In May, when the SCOTUS leak first dropped, before the Supreme Court actually made their appalling ruling on Roe vs Wade, Charlie Nottingham organized a #ReadForOurRights event over on Tiktok. She and several other authors agreed to donate the proceeds from book sales that month to campaigns fighting to reestablish and/or protect women’s rights. I ordered several books from several authors during this event. (Something like 17, if I’m remembering right.) Raven’s Cry was one of them.
raven's cry cover

Everyone has skeletons in their closet, but Rain’s are learning to open the door.

Rain’s lost everything in the last decade. Her grandmother, her brother, and her family home might be next.

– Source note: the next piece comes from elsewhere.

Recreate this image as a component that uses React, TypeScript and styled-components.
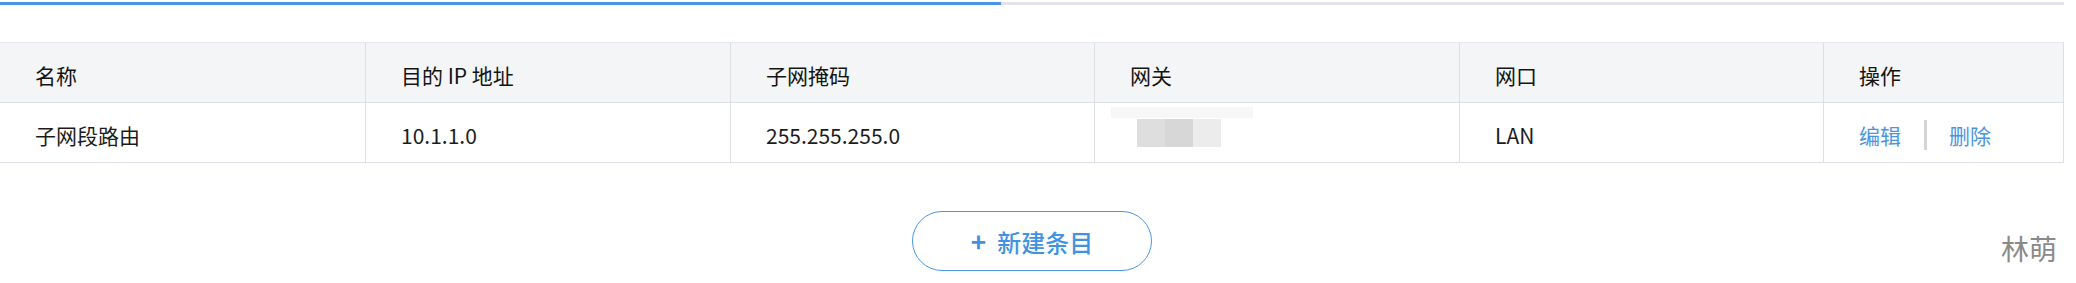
import React from 'react'
import styled, { createGlobalStyle } from 'styled-components'

const GlobalStyle = createGlobalStyle`
  html, body {
    margin: 0;
    padding: 0;
    background: #ffffff;
  }
  body {
    font-family: 'Noto Sans CJK SC', 'Noto Sans', sans-serif;
    color: #1f1f1f;
  }
`

const Page = styled.div`
  width: 2064px;
  padding-top: 2px;
`

const Track = styled.div`
  height: 3px;
  background-color: #e3e5ea;
`

const Bar = styled.div`
  height: 100%;
  background-color: #4a96e6;
`

const Table = styled.div`
  margin-top: 37px;
  display: grid;
  grid-template-columns: 366px 365px 364px 365px 364px 1fr;
  border-top: 1px solid #e6e8ec;
  border-right: 1px solid #dcdfe3;
`

const Cell = styled.div<{ $head?: boolean; $last?: boolean }>`
  display: flex;
  align-items: center;
  padding: 4px 0 0 35px;
  box-sizing: border-box;
  height: 60px;
  font-size: 21px;
  color: ${({ $head }) => ($head ? '#141414' : '#1c1c1c')};
  background-color: ${({ $head }) => ($head ? '#f4f5f7' : '#ffffff')};
  border-bottom: 1px solid #dcdfe3;
  border-right: ${({ $last }) => ($last ? 'none' : '1px solid #dcdfe3')};
`

const Masked = styled.div`
  position: relative;
  display: flex;
  margin-left: 7px;
  margin-top: -4px;

  &::before {
    content: '';
    position: absolute;
    left: -26px;
    top: -12px;
    width: 142px;
    height: 11px;
    background-color: #f7f7f7;
  }
`

const Block = styled.span<{ $tone: string }>`
  width: 28px;
  height: 28px;
  background-color: ${({ $tone }) => $tone};
`

const Actions = styled.div`
  display: flex;
  align-items: center;
`

const ActionLink = styled.a`
  color: #4b95df;
  font-size: 21px;
  text-decoration: none;
  cursor: pointer;
`

const Divider = styled.span`
  width: 3px;
  height: 30px;
  margin: 0 22px 0 23px;
  background-color: #d4d4d4;
`

const Footer = styled.div`
  margin-top: 48px;
  display: grid;
  grid-template-columns: 1fr auto 1fr;
  align-items: center;
`

const AddButton = styled.button`
  grid-column: 2;
  width: 240px;
  height: 60px;
  border: 1px solid #4a98e4;
  border-radius: 30px;
  background: #ffffff;
  color: #4192e2;
  font-family: 'Noto Sans CJK SC', sans-serif;
  font-size: 24px;
  font-weight: 500;
  display: flex;
  align-items: center;
  justify-content: center;
  gap: 11px;
  padding: 0;
  cursor: pointer;
`

const Plus = styled.span`
  font-size: 26px;
  font-weight: 700;
  line-height: 1;
`

const Owner = styled.div`
  justify-self: end;
  margin: 13px 7px 0 0;
  font-size: 28px;
  color: #8a8a8a;
`

const columns = ['名称', '目的 IP 地址', '子网掩码', '网关', '网口', '操作']

const App: React.FC = () => {
  const progress = 1000.7 / 2064

  return (
    <>
      <GlobalStyle />
      <Page>
        <Track>
          <Bar style={{ width: `${progress * 100}%` }} />
        </Track>
        <Table>
          {columns.map((title, i) => (
            <Cell key={title} $head $last={i === columns.length - 1}>
              {title}
            </Cell>
          ))}
          <Cell>子网段路由</Cell>
          <Cell>10.1.1.0</Cell>
          <Cell>255.255.255.0</Cell>
          <Cell>
            <Masked>
              <Block $tone="#dedede" />
              <Block $tone="#d7d7d7" />
              <Block $tone="#ececec" />
            </Masked>
          </Cell>
          <Cell>LAN</Cell>
          <Cell $last>
            <Actions>
              <ActionLink>编辑</ActionLink>
              <Divider />
              <ActionLink>删除</ActionLink>
            </Actions>
          </Cell>
        </Table>
        <Footer>
          <AddButton>
            <Plus>+</Plus>
            新建条目
          </AddButton>
          <Owner>林萌</Owner>
        </Footer>
      </Page>
    </>
  )
}

export default App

All she has is Graham – a powerful Fae who illegally escaped the Fae Realm and has been her best friend ever since.

Until Ezra – the sexiest Vampire she’s ever seen – commissions her for one hell of a job. Cleansing dozens of vengeful spirits from an abandoned mansion for a life changing amount of money.

All Rain wants is to focus on her budding relationship with Ezra, but the ghosts in the mansion have awoken the ones Rain has spent a decade trying to keep locked up.

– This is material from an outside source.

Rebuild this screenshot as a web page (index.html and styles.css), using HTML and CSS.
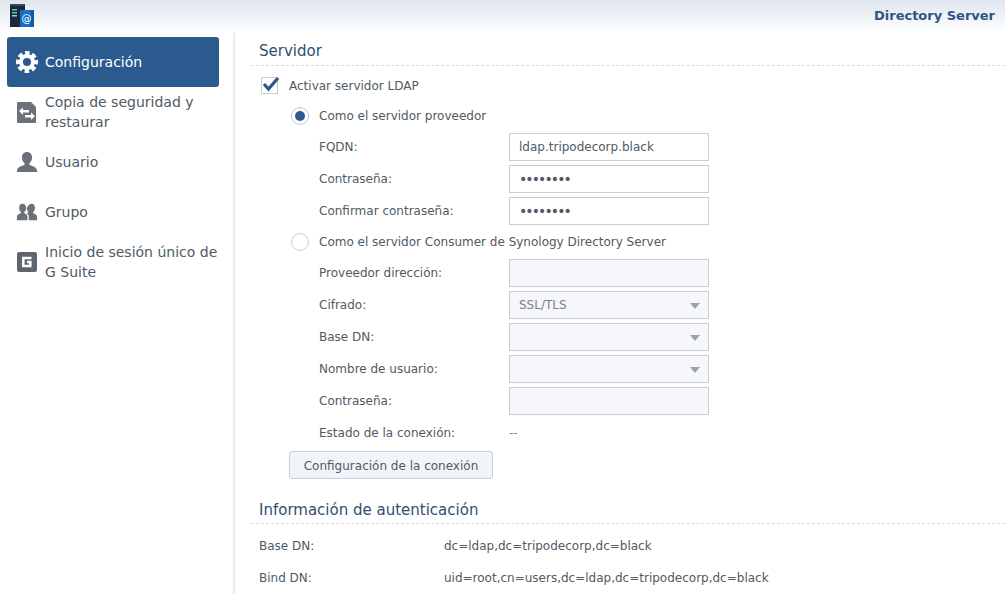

But Rain isn’t the only one with secrets. Ezra has a few of his own.

my review

This was my first Charlie Nottingham books and I enjoyed it a lot more than I expected. I liked all of the characters, the world seems interesting, and the writing flows naturally. Focus-wise, I’d consider it much more a sweet building-of-a-polyamorous-relationship than anything else. (Which makes me laugh because it’s labeled a “Dark Paranormal Romance Reverse Harem.”) I’m not suggesting the fantasy element is unimportant. But it is definitely given less page time that the romantic elements.

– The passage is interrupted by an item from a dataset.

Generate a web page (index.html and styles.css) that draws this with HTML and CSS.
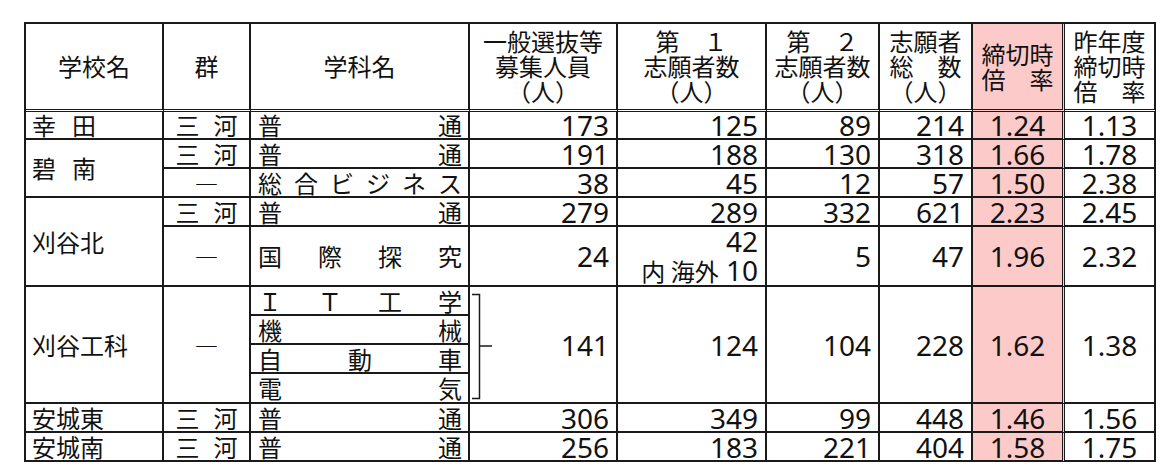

It’s also quite slow to build, both the 4-way relationship (with one of the men not even appearing until quite late in the book) and the fantasy/mystery/action element which only really ramps up toward the end of the book. None of this is said to discourage reading the book. I enjoyed the heck out of it. In fact, I finished it disappointed to discover book two isn’t out yet. I pre-ordered it though. So, all in all, I think I’ve found a new author to follow.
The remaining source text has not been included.